The data look like this:
A list of lists the of states of the process at times when something changes (a walk moves to an empty spot, coalesces with another one or a new particle is born), so something like this (let's say the process lives on {0,1,2,3,4}:
[[0,1,2,0,2],...,[1,0,2,2,0]], so at the beginning I start with the process having particles at positions 1,2 and 4 (there are two different kinds of particles so that "1" indicates the presence of a first type and "2" of the second, whole "0" means nothing there)
And I have also the list of events that alter the process, so a list of lists of the form
[place,time,type]
so I know what happens where and at what time (which corresponds to writing appropriate marks in the graphical representation, for example an arrow to the left if the event was that a particle moved to the left).

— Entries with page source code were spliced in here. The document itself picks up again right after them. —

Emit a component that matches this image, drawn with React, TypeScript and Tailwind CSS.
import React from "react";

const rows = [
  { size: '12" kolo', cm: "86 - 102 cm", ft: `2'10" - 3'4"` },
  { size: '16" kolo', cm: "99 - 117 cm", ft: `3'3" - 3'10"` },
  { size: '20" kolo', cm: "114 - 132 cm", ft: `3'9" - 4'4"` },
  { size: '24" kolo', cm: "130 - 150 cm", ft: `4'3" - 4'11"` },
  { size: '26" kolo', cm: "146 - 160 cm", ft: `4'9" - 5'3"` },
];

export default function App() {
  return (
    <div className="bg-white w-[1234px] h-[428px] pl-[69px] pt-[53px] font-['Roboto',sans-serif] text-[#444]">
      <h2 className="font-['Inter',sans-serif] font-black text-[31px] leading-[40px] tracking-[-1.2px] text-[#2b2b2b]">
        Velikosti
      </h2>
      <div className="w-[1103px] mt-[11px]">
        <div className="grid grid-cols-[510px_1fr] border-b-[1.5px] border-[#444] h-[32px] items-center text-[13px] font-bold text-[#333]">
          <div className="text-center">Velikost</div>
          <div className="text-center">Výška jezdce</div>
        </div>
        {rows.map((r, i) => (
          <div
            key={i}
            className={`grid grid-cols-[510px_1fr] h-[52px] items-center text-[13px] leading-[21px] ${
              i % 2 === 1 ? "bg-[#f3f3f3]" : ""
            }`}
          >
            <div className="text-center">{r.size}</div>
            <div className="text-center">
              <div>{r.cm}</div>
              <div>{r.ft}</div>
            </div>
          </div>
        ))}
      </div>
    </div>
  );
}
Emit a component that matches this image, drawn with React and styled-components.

I wrote something like this :
import pylab as P
P.plot(-spacebound,0,spacebound,maxtime)
while something in the process:
current=listofevents.pop(0)
for i that are nonempty at current time:
P.arrow() in a way corresponding to the data
P.show()
This works, but it is extremely slow so that if I have a big process it takes an enormous amount of time to make this visualization (while generating the process data takes a few seconds at most for rather extreme parameters - a big space, time and a high rate of particle births which means a a lot of events changing the process often).
I am pretty sure using arrows like this is pretty idiotic, but since I've only visualized things in R so far (I could of course simply export my data from python and visualize them in R but I want to avoid that) I am also very green at doing this in Python.
I tried some googling, found out about matplotlib and looked at some tutorials there and apart from the arrows I also tried just visualizing the states of the process (without the events) by looping plt.scatter() over all the states, but while this is slightly faster, it is still extremely slow and it also looks messy.
So how would I plot this in a sensible way? Even a link to something like "learn to do plotting in Python properly" is welcome as an answer. Thanks!
matplotlib is not for interactive plotting. It used for generating a article-quality plots. For interactive plots you could try to use Chaco or other libs. The Chaco ideology is to create a plot and link it with the data. As you update the data you get your chart updated automatically.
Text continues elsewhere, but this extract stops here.